Basically, I start at the beginning of the array (where "beginning" is defined as the lower bound passed to the method, not necessarily 0) and walk along the array, swapping the element at the beginning of the array with the current element.  After a swap, I recursively enumerate all of the permutations of the rest of the array, starting at beginning+1.  And when I've completed that, I swap back the beginning element with the current element and continue walking along the array.  You really have to admire the elegance of recursion.

To turn this into an iterative iterator, one needs to examine exactly where work is being performed in relation to when recursive calls are being made and when values are being returned.  In this case, the termination condition is when the beginning of the array is the end of the array, and that's when we stop recurring and yield a value.  In all beginning positions, we swap the elements in two positions, recur, and swap them back.  Thus, in an iterative version, I need an explicit stack that keeps track of what swaps I've made and when I made them... this requires some information:
1. What's the current lower bound?  In the recursive version, we're passing that information to the recursive call.
2. What's the current element, i.e. what's the value of i as we walk from lower bound to upper bound?  In the recursive version, that's maintained as part of the stack frame for each recursive call.
3. What's the current upper bound?  In the recursive version, we're passing that information to the recursive call.  Note, however, that this value never changes; that'll come in handy when writing an iterative version.
4. Am I coming or going?  In other words, I push some information onto the stack about a swap that's been performed... how do I know when and how to undo that swap?  This is implicit in the recursive version.

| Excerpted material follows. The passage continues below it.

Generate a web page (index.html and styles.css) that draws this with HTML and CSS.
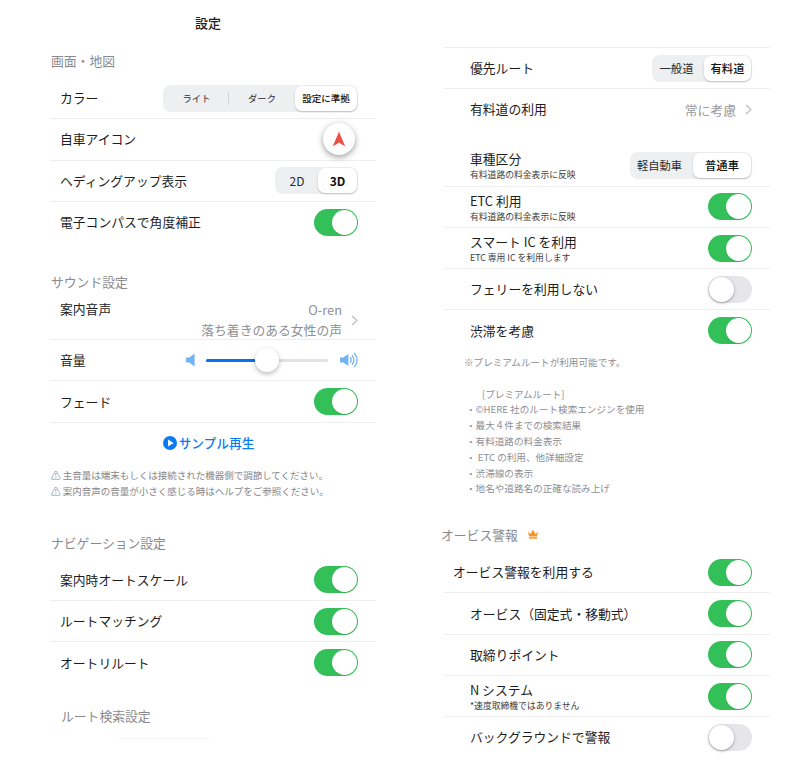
FILE: index.html
```html
<!DOCTYPE html>
<html lang="ja">
<head>
<meta charset="utf-8">
<title>設定</title>
<link rel="stylesheet" href="styles.css">
</head>
<body>
<div class="page">
  <main class="col">
    <h1 class="title">設定</h1>
    <h2 class="head head-first">画面・地図</h2>
    <div class="row">
      <span class="label">カラー</span>
      <div class="seg seg-color">
        <span class="opt opt-w1 divider">ライト</span>
        <span class="opt opt-w2">ダーク</span>
        <span class="opt opt-w3 on">設定に準拠</span>
      </div>
    </div>
    <div class="row">
      <span class="label">自車アイコン</span>
      <span class="car-btn">
        <svg width="14" height="16" viewBox="0 0 14 16"><path d="M7 0.3 C8.2 4 11 10.5 13.4 15.3 C10.6 14 8.8 13.2 7 11.6 C5.2 13.2 3.4 14 0.6 15.3 C3 10.5 5.8 4 7 0.3 Z" fill="#ee4f44"/></svg>
      </span>
    </div>
    <div class="row">
      <span class="label">ヘディングアップ表示</span>
      <div class="seg seg-dim">
        <span class="opt opt-2d">2D</span>
        <span class="opt opt-3d on">3D</span>
      </div>
    </div>
    <div class="row last">
      <span class="label">電子コンパスで角度補正</span>
      <span class="toggle"></span>
    </div>

    <h2 class="head head-sound">サウンド設定</h2>
    <div class="row row-voice">
      <span class="label label-voice">案内音声</span>
      <div class="voice-value">
        <div class="voice-text">
          <span>O-ren</span>
          <span>落ち着きのある女性の声</span>
        </div>
        <svg class="chev" width="7" height="11" viewBox="0 0 7 11"><path d="M1 1 L6 5.5 L1 10" fill="none" stroke="#bdbdc2" stroke-width="1.2"/></svg>
      </div>
    </div>
    <div class="row">
      <span class="label">音量</span>
      <div class="volume">
        <svg width="9" height="14" viewBox="0 0 9 14"><path d="M0 4.5 H3.2 L8.6 0.5 V13.5 L3.2 9.5 H0 Z" fill="#74b2f6"/></svg>
        <div class="track"><span class="fill"></span><span class="thumb"></span></div>
        <svg width="18" height="18" viewBox="0 0 18 18"><path d="M0 6.5 H3.2 L8.4 3 V15 L3.2 11.5 H0 Z" fill="#74b2f6"/><path d="M10 6.3 A4 4 0 0 1 10 11.7 M12 4.2 A7 7 0 0 1 12 13.8 M14.2 2 A10 10 0 0 1 14.2 16" fill="none" stroke="#74b2f6" stroke-width="1.3"/></svg>
      </div>
    </div>
    <div class="row">
      <span class="label">フェード</span>
      <span class="toggle"></span>
    </div>
    <div class="sample">
      <svg width="14" height="14" viewBox="0 0 14 14"><circle cx="7" cy="7" r="7" fill="#0a7bf0"/><path d="M5 3.6 L10.6 7 L5 10.4 Z" fill="#fff"/></svg>
      <span>サンプル再生</span>
    </div>
    <div class="notes">
      <p>⚠ 主音量は端末もしくは接続された機器側で調節してください。</p>
      <p>⚠ 案内音声の音量が小さく感じる時はヘルプをご参照ください。</p>
    </div>

    <h2 class="head head-nav">ナビゲーション設定</h2>
    <div class="row">
      <span class="label">案内時オートスケール</span>
      <span class="toggle"></span>
    </div>
    <div class="row">
      <span class="label">ルートマッチング</span>
      <span class="toggle"></span>
    </div>
    <div class="row last">
      <span class="label">オートリルート</span>
      <span class="toggle"></span>
    </div>
    <h2 class="head head-route">ルート検索設定</h2>
    <div class="faint"></div>
  </main>

  <section class="col col-right">
    <div class="row row-top indent">
      <span class="label">優先ルート</span>
      <div class="seg seg-road">
        <span class="opt opt-road1">一般道</span>
        <span class="opt opt-road2 on">有料道</span>
      </div>
    </div>
    <div class="row last indent">
      <span class="label">有料道の利用</span>
      <div class="toll-value">
        <span>常に考慮</span>
        <svg class="chev" width="7" height="11" viewBox="0 0 7 11"><path d="M1 1 L6 5.5 L1 10" fill="none" stroke="#bdbdc2" stroke-width="1.2"/></svg>
      </div>
    </div>
    <div class="row row-car indent">
      <div class="stack"><span class="label">車種区分</span><span class="sub">有料道路の料金表示に反映</span></div>
      <div class="seg seg-car">
        <span class="opt opt-car1">軽自動車</span>
        <span class="opt opt-car2 on">普通車</span>
      </div>
    </div>
    <div class="row indent">
      <div class="stack"><span class="label">ETC 利用</span><span class="sub">有料道路の料金表示に反映</span></div>
      <span class="toggle"></span>
    </div>
    <div class="row indent">
      <div class="stack"><span class="label">スマート IC を利用</span><span class="sub">ETC 専用 IC を利用します</span></div>
      <span class="toggle"></span>
    </div>
    <div class="row indent">
      <span class="label">フェリーを利用しない</span>
      <span class="toggle off"></span>
    </div>
    <div class="row last indent">
      <span class="label">渋滞を考慮</span>
      <span class="toggle"></span>
    </div>
    <div class="premium">
      <p class="p-star">※プレミアムルートが利用可能です。</p>
      <p class="p-title">[プレミアムルート]</p>
      <p>・©HERE 社のルート検索エンジンを使用</p>
      <p>・最大４件までの検索結果</p>
      <p>・有料道路の料金表示</p>
      <p>・ ETC の利用、他詳細設定</p>
      <p>・渋滞線の表示</p>
      <p>・地名や道路名の正確な読み上げ</p>
    </div>
    <h2 class="head head-orbis">オービス警報
      <svg width="12" height="10" viewBox="0 0 12 10"><path d="M1 2.5 L3.4 5 L6 0.8 L8.6 5 L11 2.5 L10 7.5 H2 Z" fill="#f5962a"/><rect x="2" y="8.2" width="8" height="1.5" fill="#f5962a"/></svg>
    </h2>
    <div class="row row-orbis">
      <span class="label">オービス警報を利用する</span>
      <span class="toggle"></span>
    </div>
    <div class="row indent">
      <span class="label">オービス（固定式・移動式）</span>
      <span class="toggle"></span>
    </div>
    <div class="row indent">
      <span class="label">取締りポイント</span>
      <span class="toggle"></span>
    </div>
    <div class="row indent">
      <div class="stack"><span class="label">N システム</span><span class="sub">*速度取締機ではありません</span></div>
      <span class="toggle"></span>
    </div>
    <div class="row last indent">
      <span class="label">バックグラウンドで警報</span>
      <span class="toggle off"></span>
    </div>
  </section>
</div>
</body>
</html>
```
FILE: styles.css
```css
* { box-sizing: border-box; }
html, body { margin: 0; padding: 0; background: #fff; }
body {
  width: 804px;
  height: 768px;
  overflow: hidden;
  font-family: "Noto Sans CJK JP", "Liberation Sans", sans-serif;
  color: #1d1d1f;
}
p, h1, h2 { margin: 0; font-weight: 400; }
.page { display: flex; gap: 68px; padding-left: 50px; }
.col { width: 326px; flex: none; }
.title {
  height: 44px;
  padding-right: 10px;
  display: flex;
  align-items: center;
  justify-content: center;
  font-size: 13px;
  font-weight: 500;
  color: #1d1d1f;
}
.head {
  height: 26px;
  display: flex;
  align-items: center;
  font-size: 12.8px;
  color: #8a8a8e;
  margin-left: 1px;
}
.head-first { margin-top: 3px; margin-bottom: 5px; }
.head-sound { margin-top: 25px; margin-bottom: 1px; }
.head-nav { margin-top: 31px; margin-bottom: 4px; }
.head-route { margin: 19px 0 0 11px; }
.head-orbis { margin: 24px 0 5px -3px; gap: 9px; }
.row {
  height: 41.3px;
  padding: 0 18px 0 10px;
  display: flex;
  align-items: center;
  justify-content: space-between;
  border-bottom: 1px solid #eeeeef;
}
.row.last { border-bottom-color: transparent; }
.label { font-size: 12.8px; line-height: 16px; white-space: nowrap; }
.indent { padding-left: 26px; }
.row-orbis { padding-left: 9px; }
.row-top { border-top: 1px solid #eeeeef; height: 42px; }
.row-car { margin-top: 15px; }
.stack { display: flex; flex-direction: column; padding-top: 3px; }
.sub { font-size: 8.8px; line-height: 14px; margin-top: 1px; color: #3c3c40; white-space: nowrap; }

.seg {
  height: 27px;
  display: flex;
  background: #eeeff1;
  border-radius: 8px;
  padding: 1px;
  font-size: 10px;
}
.opt {
  display: flex;
  align-items: center;
  justify-content: center;
  color: #2c2c2e;
  border-radius: 7px;
}
.opt.on {
  background: #fff;
  font-weight: 500;
  color: #111;
  box-shadow: 0 1px 2px rgba(0,0,0,.22);
}
.seg-color { width: 195px; }
.opt-w1 { width: 65px; font-size: 9.3px; }
.opt-w2 { width: 66px; font-size: 9.3px; }
.opt-w3 { width: 62px; font-size: 9.5px; }
.divider { position: relative; }
.divider::after {
  content: "";
  position: absolute;
  right: 0;
  top: 6px;
  bottom: 6px;
  width: 1px;
  background: #d4d4d8;
}
.seg-dim { width: 83px; font-size: 12px; }
.opt-2d { width: 42px; }
.opt-3d { width: 39px; font-weight: 700; }
.opt-3d.on { font-weight: 700; }
.seg-road { width: 100px; font-size: 11.3px; }
.opt-road1 { width: 51px; padding-right: 4px; }
.opt-road2 { width: 47px; }
.seg-car { width: 122px; font-size: 11.3px; }
.opt-car1 { width: 62px; padding-right: 5px; }
.opt-car2 { width: 58px; }

.toggle {
  position: relative;
  flex: none;
  width: 44px;
  height: 27px;
  border-radius: 14px;
  background: #34c059;
}
.toggle::after {
  content: "";
  position: absolute;
  top: 1px;
  right: 1px;
  width: 25px;
  height: 25px;
  border-radius: 50%;
  background: #fff;
  box-shadow: 0 1px 2px rgba(0,0,0,.1);
}
.toggle.off { background: #e6e6ea; }
.toggle.off::after {
  right: auto;
  left: 1px;
  box-shadow: 0 1px 3px rgba(0,0,0,.35);
}

.car-btn {
  width: 32px;
  height: 32px;
  margin-right: 3px;
  border-radius: 50%;
  background: #fff;
  display: flex;
  align-items: center;
  justify-content: center;
  box-shadow: 0 2px 6px rgba(0,0,0,.4);
}

.row-voice { height: 45px; align-items: flex-start; padding-right: 18px; }
.label-voice { margin-top: 6px; }
.voice-value { display: flex; align-items: center; gap: 9px; margin-top: 5px; color: #8e8e93; }
.voice-text { display: flex; flex-direction: column; align-items: flex-end; font-size: 12.8px; line-height: 20px; }
.chev { flex: none; }
.toll-value { display: flex; align-items: center; gap: 9px; font-size: 12.8px; color: #98989c; }

.volume { display: flex; align-items: center; }
.track {
  position: relative;
  width: 122px;
  height: 3px;
  margin: 0 12px 0 11px;
  border-radius: 2px;
  background: #e2e2e4;
}
.fill {
  display: block;
  width: 50px;
  height: 3px;
  border-radius: 2px;
  background: #0a6ff0;
}
.thumb {
  position: absolute;
  left: 49px;
  top: -11px;
  width: 24px;
  height: 24px;
  border-radius: 50%;
  background: #fff;
  box-shadow: 0 2px 5px rgba(0,0,0,.28);
}

.sample {
  height: 40px;
  padding-right: 9px;
  display: flex;
  align-items: center;
  justify-content: center;
  gap: 2px;
  font-size: 12.7px;
  font-weight: 500;
  color: #0a7bf0;
}
.notes { margin: 4px 0 0 1px; font-size: 9.5px; line-height: 16px; color: #85858a; white-space: nowrap; }

.faint { width: 92px; height: 1px; margin: 9px 0 0 68px; background: #f5f5f6; }

.col-right { padding-top: 47px; }
.premium { margin: 3px 0 0 22px; font-size: 9.6px; line-height: 15.8px; color: #8e8e93; white-space: nowrap; }
.p-star { margin-bottom: 16px; margin-left: -2px; }
.p-title { margin-left: 16px; }
```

These questions lead to the following state structure to maintain information about each "recursive call" (since the upper bound is constant, I don't need to include it):

    private struct State
    {
        public State(int lower, int current, bool isUndo) 
        {
            LowerBound = lower; CurrentSwap = current; IsUndo = isUndo;
        }
        public readonly int LowerBound;
        public readonly int CurrentSwap;
        public readonly bool IsUndo;
    }

Every time I would make a recursive call in the recursive version, in the iterative version I need to push one of these state structures onto my stack to indicate what operation I need to perform the next time through my loop.  In addition, I need another instance of this struct pushed onto the stack to indicate that the operation needs to be undone, and equally important, when.  Since a stack is a LIFO data structure, whatever gets pushed onto the stack last will be the first thing out.  So, since I need to perform my swap before I undo it, I need to first push the undo information onto the stack, and then push the regular swap information onto the stack.  With that in hand, we've basically solved the problem.  My solution (which could probably be cleaned up a bit), looks like this:

    public static IEnumerable<T[]> Permute<T>(T[] arr)
    {
        int upperBound = arr.Length-1;
        Stack<State> stack = new Stack<State>((upperBound*upperBound)+1);
        stack.Push(new State(-1, -1, false));

        while (stack.Count > 0)
        {
            State curState = stack.Pop();

            if (curState.IsUndo)
            {
                if (curState.CurrentSwap >= 0) Swap(arr, curState.LowerBound, curState.CurrentSwap);
            }
            else if (curState.LowerBound == upperBound) yield return arr;
            else
            {
                if (curState.CurrentSwap >= 0) Swap(arr, curState.LowerBound, curState.CurrentSwap);
                for (int i = upperBound; i > curState.LowerBound; i--)
                {
                    stack.Push(new State(curState.LowerBound + 1, i, true));
                    stack.Push(new State(curState.LowerBound + 1, i, false));
                }
            }
        }
    }

Now the question becomes a question of worth... does this version perform better than its recursive counterpart?  The answer is a definitive maybe.  For large arrays, it runs faster.  On my machine, iterating over all of the permutations with the recursive version on an array of 12 numbers took over four minutes to finish.  The iterative version in the same scenario took under two minutes.  An array of 13 numbers with the iterative version finished in approximately 15 minutes, and I didn't have the patience to wait for the recursive version to finish.  But for smaller arrays, the difference was fairly negligable, and up until an array of length 10, both versions finished computing all of the permutations in under a second.  There are other memory related issues to consider, too.  For example, in the recursive version the call stack grows and shrinks, but in the iterative version, the Stack<State> never shrinks.  Is that a problem?  Probably not.  But measuring is the only way to know for sure.

As always, it's good to have a choice, but whether the extra effort is worth it (and whether it will in fact make a positive difference) really depends on the situation.  So, profile the code, find your hotspots, and keep this kind of transformation in your bag of tricks in case you need to use it one day.